**Given task:**
Exact reproduction of the data is required, with images excluded.

— Begin Dataset content —

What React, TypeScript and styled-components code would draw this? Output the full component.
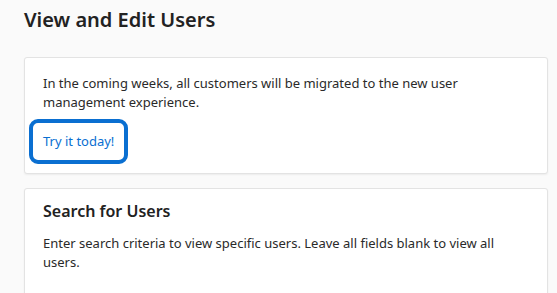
import styled, { createGlobalStyle } from "styled-components";

const GlobalStyle = createGlobalStyle`
  html, body {
    margin: 0;
    padding: 0;
    background: #fafafa;
    font-family: "Noto Sans", "Open Sans", sans-serif;
    color: #1f1f1f;
  }
`;

const Page = styled.main`
  padding: 6px 9px 0 24px;
  display: flex;
  flex-direction: column;
  gap: 14px;
`;

const Title = styled.h1`
  margin: 0 0 9px;
  font-size: 20px;
  line-height: 28px;
  font-weight: 600;
  color: #222;
`;

const Card = styled.section<{ $top: number; $bottom: number }>`
  background: #fff;
  border: 1px solid #e3e3e3;
  border-radius: 3px;
  box-shadow: 0 1px 2px rgba(0, 0, 0, 0.06);
  padding: ${(p) => p.$top}px 17px ${(p) => p.$bottom}px 18px;
  display: flex;
  flex-direction: column;
  align-items: flex-start;
`;

const Text = styled.p`
  margin: 0;
  font-size: 13px;
  line-height: 19px;
  color: #2a2a2a;
`;

const CardTitle = styled.h2`
  margin: 0 0 12px;
  font-size: 16px;
  line-height: 22px;
  font-weight: 600;
  color: #222;
`;

const TryButton = styled.button`
  margin: 7.5px 0 0 -14px;
  padding: 8.8px 10px;
  background: #fff;
  border: 4px solid #0a6fd1;
  border-radius: 9px;
  font-family: inherit;
  font-size: 13px;
  line-height: 19px;
  color: #0a6fd1;
  cursor: pointer;
`;

export default function App() {
  return (
    <>
      <GlobalStyle />
      <Page>
        <Title>View and Edit Users</Title>
        <Card $top={15.5} $bottom={9.3}>
          <Text>
            In the coming weeks, all customers will be migrated to the new user
            management experience.
          </Text>
          <TryButton>Try it today!</TryButton>
        </Card>
        <Card $top={11} $bottom={30}>
          <CardTitle>Search for Users</CardTitle>
          <Text>
            Enter search criteria to view specific users. Leave all fields blank
            to view all users.
          </Text>
        </Card>
      </Page>
    </>
  );
}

— End Dataset content —

**Exercise result:**
What React, TypeScript and styled-components code would draw this? Output the full component.
import styled, { createGlobalStyle } from "styled-components";

const GlobalStyle = createGlobalStyle`
  html, body {
    margin: 0;
    padding: 0;
    background: #fafafa;
    font-family: "Noto Sans", "Open Sans", sans-serif;
    color: #1f1f1f;
  }
`;

const Page = styled.main`
  padding: 6px 9px 0 24px;
  display: flex;
  flex-direction: column;
  gap: 14px;
`;

const Title = styled.h1`
  margin: 0 0 9px;
  font-size: 20px;
  line-height: 28px;
  font-weight: 600;
  color: #222;
`;

const Card = styled.section<{ $top: number; $bottom: number }>`
  background: #fff;
  border: 1px solid #e3e3e3;
  border-radius: 3px;
  box-shadow: 0 1px 2px rgba(0, 0, 0, 0.06);
  padding: ${(p) => p.$top}px 17px ${(p) => p.$bottom}px 18px;
  display: flex;
  flex-direction: column;
  align-items: flex-start;
`;

const Text = styled.p`
  margin: 0;
  font-size: 13px;
  line-height: 19px;
  color: #2a2a2a;
`;

const CardTitle = styled.h2`
  margin: 0 0 12px;
  font-size: 16px;
  line-height: 22px;
  font-weight: 600;
  color: #222;
`;

const TryButton = styled.button`
  margin: 7.5px 0 0 -14px;
  padding: 8.8px 10px;
  background: #fff;
  border: 4px solid #0a6fd1;
  border-radius: 9px;
  font-family: inherit;
  font-size: 13px;
  line-height: 19px;
  color: #0a6fd1;
  cursor: pointer;
`;

export default function App() {
  return (
    <>
      <GlobalStyle />
      <Page>
        <Title>View and Edit Users</Title>
        <Card $top={15.5} $bottom={9.3}>
          <Text>
            In the coming weeks, all customers will be migrated to the new user
            management experience.
          </Text>
          <TryButton>Try it today!</TryButton>
        </Card>
        <Card $top={11} $bottom={30}>
          <CardTitle>Search for Users</CardTitle>
          <Text>
            Enter search criteria to view specific users. Leave all fields blank
            to view all users.
          </Text>
        </Card>
      </Page>
    </>
  );
}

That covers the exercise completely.